**DATASET EXCERPT**
::::::::
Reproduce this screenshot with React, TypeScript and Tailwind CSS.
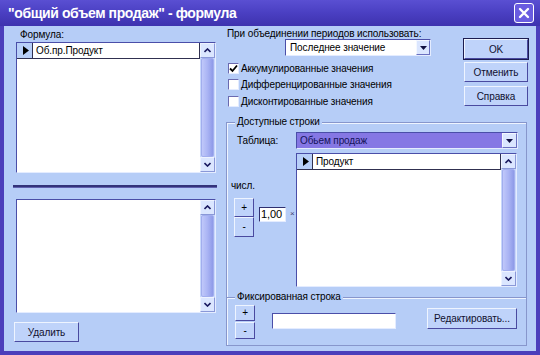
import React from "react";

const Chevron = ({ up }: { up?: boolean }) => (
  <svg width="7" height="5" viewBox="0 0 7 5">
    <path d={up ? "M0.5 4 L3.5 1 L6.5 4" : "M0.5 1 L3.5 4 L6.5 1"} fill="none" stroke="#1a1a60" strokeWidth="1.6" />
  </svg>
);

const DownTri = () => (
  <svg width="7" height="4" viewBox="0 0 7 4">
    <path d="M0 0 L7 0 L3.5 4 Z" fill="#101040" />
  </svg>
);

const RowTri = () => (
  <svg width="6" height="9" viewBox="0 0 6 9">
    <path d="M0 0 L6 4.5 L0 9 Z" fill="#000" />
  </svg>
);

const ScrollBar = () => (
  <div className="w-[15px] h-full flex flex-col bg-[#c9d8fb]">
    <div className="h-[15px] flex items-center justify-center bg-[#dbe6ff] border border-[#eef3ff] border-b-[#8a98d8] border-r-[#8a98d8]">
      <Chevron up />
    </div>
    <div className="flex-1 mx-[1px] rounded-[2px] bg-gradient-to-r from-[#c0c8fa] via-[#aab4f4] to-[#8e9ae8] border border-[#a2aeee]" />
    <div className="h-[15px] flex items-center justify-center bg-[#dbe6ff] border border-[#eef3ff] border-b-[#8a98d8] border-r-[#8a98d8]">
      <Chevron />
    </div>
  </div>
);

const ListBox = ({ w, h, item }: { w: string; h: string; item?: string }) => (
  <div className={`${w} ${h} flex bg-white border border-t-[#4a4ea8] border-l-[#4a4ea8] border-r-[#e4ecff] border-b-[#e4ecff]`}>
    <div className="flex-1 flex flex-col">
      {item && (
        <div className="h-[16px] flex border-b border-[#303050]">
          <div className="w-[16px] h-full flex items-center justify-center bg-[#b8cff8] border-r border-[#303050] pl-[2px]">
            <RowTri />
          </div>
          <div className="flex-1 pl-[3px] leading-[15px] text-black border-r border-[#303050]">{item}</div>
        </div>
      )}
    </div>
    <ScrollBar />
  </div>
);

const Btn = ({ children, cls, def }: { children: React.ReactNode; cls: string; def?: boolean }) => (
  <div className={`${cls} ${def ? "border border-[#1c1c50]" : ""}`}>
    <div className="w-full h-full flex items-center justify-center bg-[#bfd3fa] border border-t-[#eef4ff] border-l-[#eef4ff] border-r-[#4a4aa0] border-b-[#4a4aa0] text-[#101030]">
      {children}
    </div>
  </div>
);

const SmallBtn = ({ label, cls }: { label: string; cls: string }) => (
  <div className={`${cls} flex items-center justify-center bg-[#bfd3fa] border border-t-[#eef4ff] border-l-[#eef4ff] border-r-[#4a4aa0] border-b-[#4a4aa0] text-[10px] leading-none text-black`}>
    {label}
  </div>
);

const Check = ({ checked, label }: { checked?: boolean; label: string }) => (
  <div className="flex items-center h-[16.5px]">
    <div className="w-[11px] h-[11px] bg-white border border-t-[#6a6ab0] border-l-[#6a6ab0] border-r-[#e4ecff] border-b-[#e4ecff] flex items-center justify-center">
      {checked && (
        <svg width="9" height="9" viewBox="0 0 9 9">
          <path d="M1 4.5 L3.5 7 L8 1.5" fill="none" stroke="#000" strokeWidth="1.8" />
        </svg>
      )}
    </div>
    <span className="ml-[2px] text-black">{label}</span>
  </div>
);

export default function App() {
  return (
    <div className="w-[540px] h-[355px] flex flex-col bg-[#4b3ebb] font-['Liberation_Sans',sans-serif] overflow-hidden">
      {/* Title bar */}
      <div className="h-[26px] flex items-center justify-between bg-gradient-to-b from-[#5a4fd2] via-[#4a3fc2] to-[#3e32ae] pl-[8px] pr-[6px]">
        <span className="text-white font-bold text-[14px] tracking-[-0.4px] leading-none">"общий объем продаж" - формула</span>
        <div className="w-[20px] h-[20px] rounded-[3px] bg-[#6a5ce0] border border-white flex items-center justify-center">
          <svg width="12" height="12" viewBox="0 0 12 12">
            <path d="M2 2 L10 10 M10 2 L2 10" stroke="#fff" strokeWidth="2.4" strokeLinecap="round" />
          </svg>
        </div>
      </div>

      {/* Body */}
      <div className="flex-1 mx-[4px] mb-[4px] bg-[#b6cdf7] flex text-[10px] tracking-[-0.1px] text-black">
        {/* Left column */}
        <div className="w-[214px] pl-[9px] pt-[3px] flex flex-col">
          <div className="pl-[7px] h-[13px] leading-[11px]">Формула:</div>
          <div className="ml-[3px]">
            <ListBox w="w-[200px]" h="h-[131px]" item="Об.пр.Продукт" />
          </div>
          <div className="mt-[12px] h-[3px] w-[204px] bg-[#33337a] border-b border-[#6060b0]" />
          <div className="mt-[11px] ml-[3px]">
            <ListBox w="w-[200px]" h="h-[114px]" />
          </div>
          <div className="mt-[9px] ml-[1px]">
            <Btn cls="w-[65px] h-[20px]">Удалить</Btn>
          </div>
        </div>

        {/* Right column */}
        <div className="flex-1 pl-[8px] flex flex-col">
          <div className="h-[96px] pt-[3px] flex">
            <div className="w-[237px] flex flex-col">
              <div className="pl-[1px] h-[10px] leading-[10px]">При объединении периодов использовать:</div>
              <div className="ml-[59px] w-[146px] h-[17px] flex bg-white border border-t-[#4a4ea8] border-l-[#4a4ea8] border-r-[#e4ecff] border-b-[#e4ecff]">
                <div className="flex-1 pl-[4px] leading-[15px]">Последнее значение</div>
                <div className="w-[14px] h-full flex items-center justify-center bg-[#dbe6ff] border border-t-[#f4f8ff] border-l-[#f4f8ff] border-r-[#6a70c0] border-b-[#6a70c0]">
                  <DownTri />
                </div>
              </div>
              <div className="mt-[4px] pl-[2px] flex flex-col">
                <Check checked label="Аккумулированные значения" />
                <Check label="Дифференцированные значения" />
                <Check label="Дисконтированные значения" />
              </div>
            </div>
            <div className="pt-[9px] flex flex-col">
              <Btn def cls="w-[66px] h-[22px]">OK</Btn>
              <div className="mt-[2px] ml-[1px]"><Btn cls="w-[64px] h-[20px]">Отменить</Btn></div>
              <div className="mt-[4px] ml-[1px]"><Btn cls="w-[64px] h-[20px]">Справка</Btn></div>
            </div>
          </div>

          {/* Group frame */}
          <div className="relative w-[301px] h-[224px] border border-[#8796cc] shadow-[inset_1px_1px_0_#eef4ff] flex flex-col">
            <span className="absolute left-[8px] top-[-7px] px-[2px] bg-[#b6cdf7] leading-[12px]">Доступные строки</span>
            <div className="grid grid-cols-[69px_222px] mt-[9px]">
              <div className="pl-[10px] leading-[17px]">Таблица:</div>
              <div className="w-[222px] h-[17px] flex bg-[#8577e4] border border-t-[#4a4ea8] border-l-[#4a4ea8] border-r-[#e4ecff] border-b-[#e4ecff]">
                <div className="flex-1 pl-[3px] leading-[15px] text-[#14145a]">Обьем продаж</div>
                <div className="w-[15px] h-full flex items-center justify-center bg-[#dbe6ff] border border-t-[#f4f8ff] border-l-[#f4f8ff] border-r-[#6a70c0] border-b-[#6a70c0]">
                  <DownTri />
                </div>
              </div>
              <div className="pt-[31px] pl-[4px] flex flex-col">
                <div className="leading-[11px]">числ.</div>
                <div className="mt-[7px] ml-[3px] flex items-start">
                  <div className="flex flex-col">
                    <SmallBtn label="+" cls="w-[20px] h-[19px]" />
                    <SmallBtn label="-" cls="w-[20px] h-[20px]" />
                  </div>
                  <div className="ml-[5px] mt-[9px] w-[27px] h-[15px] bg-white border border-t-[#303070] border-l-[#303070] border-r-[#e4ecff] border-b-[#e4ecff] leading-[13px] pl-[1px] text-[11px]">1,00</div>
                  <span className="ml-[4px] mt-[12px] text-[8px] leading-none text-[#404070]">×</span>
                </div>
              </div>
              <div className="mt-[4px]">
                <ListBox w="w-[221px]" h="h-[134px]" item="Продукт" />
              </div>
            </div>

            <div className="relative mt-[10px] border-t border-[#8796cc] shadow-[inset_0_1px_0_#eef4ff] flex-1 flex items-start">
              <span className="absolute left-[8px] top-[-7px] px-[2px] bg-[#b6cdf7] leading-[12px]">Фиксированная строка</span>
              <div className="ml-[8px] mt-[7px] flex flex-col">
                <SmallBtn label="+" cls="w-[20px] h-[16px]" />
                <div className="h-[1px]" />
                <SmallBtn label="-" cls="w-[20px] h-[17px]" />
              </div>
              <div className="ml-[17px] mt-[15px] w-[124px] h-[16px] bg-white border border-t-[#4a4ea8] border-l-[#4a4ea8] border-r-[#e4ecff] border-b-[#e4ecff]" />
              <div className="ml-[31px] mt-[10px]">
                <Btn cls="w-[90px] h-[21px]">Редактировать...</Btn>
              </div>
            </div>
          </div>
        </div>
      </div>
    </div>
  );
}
::::::::
**WORK TO DO**
Print the data above verbatim from the first line through the line holding "import React from", leaving every picture out.

**SOLUTION BELOW**
Reproduce this screenshot with React, TypeScript and Tailwind CSS.
import React from "react";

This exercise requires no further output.